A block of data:
>> start

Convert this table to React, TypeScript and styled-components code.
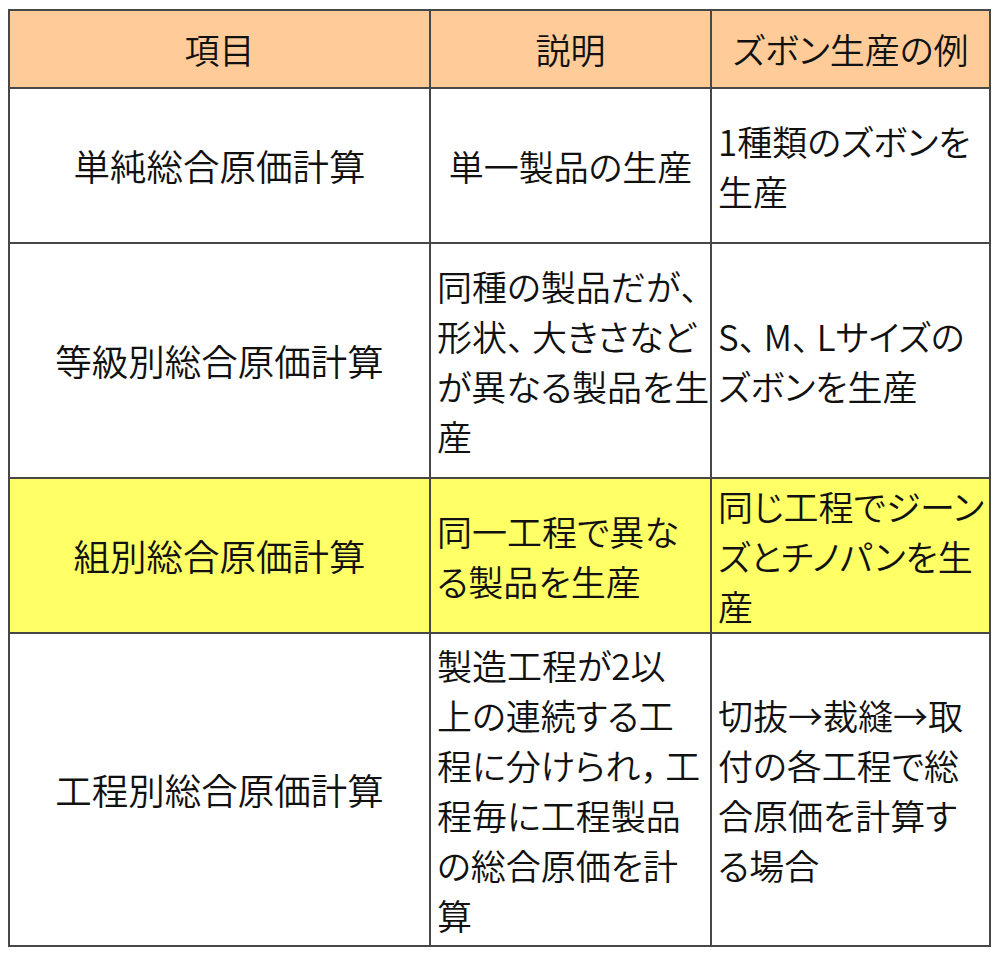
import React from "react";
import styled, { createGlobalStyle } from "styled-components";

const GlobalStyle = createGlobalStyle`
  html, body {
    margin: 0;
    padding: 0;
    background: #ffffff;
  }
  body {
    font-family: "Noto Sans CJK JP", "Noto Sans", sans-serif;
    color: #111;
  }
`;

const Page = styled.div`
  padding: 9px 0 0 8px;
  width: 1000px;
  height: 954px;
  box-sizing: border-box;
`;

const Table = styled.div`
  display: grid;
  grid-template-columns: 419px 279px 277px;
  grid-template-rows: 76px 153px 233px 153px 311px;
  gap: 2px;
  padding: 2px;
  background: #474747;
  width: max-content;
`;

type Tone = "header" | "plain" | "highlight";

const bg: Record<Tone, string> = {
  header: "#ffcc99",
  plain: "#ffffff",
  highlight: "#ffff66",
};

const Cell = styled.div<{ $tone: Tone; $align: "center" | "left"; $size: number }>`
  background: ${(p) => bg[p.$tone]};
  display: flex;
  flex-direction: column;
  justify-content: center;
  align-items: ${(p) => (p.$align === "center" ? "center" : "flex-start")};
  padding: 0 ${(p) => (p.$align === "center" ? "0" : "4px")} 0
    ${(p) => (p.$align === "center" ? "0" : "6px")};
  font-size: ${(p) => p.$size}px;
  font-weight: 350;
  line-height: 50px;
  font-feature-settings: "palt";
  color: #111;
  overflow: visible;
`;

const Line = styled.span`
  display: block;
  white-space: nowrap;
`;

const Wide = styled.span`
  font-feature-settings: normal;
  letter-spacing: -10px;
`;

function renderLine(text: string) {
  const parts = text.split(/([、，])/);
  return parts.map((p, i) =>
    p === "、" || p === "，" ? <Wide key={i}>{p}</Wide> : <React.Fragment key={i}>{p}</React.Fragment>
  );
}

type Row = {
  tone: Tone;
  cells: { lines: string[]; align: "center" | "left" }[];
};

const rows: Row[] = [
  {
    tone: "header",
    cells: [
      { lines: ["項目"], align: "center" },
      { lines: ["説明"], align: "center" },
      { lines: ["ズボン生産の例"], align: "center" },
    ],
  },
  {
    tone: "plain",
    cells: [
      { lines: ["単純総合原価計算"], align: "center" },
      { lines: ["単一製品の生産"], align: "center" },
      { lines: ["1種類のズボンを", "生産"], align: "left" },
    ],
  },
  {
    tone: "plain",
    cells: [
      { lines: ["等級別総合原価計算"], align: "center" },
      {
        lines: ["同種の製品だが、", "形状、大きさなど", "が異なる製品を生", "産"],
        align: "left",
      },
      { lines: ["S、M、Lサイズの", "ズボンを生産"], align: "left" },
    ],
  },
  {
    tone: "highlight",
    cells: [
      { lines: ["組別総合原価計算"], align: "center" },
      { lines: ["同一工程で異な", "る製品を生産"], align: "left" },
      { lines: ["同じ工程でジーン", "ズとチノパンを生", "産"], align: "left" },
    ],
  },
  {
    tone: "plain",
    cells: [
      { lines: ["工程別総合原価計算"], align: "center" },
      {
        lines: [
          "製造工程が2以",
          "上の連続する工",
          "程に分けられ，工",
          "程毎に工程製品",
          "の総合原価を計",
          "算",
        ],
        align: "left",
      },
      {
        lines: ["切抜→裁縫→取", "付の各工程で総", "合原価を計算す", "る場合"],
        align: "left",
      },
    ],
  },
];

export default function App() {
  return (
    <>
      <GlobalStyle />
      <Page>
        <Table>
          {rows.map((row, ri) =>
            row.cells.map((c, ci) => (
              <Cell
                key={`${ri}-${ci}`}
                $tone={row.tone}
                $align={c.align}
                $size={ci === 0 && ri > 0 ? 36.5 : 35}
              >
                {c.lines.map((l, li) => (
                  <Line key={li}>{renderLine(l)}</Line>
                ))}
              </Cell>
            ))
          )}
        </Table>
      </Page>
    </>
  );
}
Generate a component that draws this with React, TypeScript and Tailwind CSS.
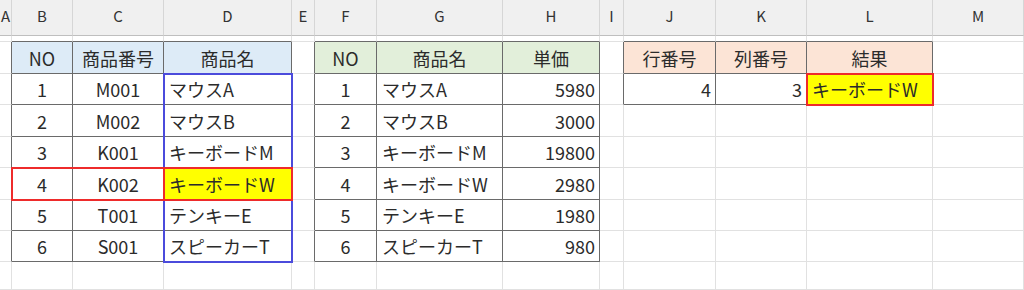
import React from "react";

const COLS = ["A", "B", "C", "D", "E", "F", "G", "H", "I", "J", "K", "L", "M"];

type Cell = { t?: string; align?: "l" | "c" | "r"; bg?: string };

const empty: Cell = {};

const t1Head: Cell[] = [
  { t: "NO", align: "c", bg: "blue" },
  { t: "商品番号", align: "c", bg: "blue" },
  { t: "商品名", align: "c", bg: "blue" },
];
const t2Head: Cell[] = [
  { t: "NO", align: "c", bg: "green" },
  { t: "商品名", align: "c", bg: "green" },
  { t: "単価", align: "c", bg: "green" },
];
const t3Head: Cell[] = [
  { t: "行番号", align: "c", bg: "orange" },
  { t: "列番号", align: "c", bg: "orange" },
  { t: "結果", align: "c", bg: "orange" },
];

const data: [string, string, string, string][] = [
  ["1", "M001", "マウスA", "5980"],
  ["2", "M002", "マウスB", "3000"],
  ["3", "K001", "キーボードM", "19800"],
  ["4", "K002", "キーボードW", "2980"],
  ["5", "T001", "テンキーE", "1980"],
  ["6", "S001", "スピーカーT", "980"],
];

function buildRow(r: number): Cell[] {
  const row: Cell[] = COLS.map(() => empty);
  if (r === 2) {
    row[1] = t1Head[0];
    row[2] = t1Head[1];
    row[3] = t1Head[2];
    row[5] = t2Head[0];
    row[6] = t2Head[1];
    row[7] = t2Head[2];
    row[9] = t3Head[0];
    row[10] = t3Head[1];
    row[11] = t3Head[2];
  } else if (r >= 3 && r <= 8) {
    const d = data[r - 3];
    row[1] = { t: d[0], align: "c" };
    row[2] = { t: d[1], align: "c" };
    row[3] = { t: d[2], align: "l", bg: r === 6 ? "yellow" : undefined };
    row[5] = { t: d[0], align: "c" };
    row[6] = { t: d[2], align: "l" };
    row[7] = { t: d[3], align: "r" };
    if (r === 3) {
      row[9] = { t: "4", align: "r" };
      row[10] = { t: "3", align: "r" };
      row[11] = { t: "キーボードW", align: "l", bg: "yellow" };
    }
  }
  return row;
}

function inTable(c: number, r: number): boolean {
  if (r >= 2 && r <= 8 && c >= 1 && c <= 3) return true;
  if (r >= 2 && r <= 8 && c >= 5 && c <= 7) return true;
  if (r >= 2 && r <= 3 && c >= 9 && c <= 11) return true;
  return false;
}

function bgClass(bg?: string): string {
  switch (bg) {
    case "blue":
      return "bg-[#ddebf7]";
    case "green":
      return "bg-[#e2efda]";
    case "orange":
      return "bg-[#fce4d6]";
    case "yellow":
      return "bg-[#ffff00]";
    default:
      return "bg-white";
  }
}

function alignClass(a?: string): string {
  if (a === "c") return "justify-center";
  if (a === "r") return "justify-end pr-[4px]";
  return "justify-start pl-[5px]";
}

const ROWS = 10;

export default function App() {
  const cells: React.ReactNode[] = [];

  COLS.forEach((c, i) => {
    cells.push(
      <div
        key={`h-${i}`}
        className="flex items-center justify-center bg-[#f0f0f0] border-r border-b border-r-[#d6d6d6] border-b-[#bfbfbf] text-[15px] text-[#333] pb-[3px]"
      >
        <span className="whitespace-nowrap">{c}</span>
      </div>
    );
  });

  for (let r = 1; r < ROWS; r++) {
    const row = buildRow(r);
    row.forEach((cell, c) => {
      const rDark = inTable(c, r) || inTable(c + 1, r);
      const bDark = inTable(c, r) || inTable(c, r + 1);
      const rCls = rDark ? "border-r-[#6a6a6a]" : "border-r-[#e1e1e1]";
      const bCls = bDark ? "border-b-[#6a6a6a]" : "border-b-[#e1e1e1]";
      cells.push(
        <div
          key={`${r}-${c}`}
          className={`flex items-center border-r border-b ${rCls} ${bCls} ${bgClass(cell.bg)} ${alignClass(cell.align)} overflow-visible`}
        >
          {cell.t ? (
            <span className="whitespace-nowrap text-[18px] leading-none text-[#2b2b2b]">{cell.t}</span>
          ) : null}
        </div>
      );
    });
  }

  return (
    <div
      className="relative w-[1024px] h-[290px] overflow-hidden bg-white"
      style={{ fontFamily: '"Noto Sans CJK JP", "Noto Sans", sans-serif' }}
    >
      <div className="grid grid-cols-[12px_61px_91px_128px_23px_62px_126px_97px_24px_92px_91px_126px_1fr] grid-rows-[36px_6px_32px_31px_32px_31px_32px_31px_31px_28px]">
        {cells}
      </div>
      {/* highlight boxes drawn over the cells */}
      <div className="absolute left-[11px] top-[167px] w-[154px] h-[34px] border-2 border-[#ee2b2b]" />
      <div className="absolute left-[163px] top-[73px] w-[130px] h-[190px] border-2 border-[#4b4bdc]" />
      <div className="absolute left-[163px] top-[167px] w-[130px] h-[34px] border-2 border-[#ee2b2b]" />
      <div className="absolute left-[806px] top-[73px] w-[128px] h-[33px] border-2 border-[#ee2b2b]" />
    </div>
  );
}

>> end

Tally the lines holding the string "components" and give only the count.

2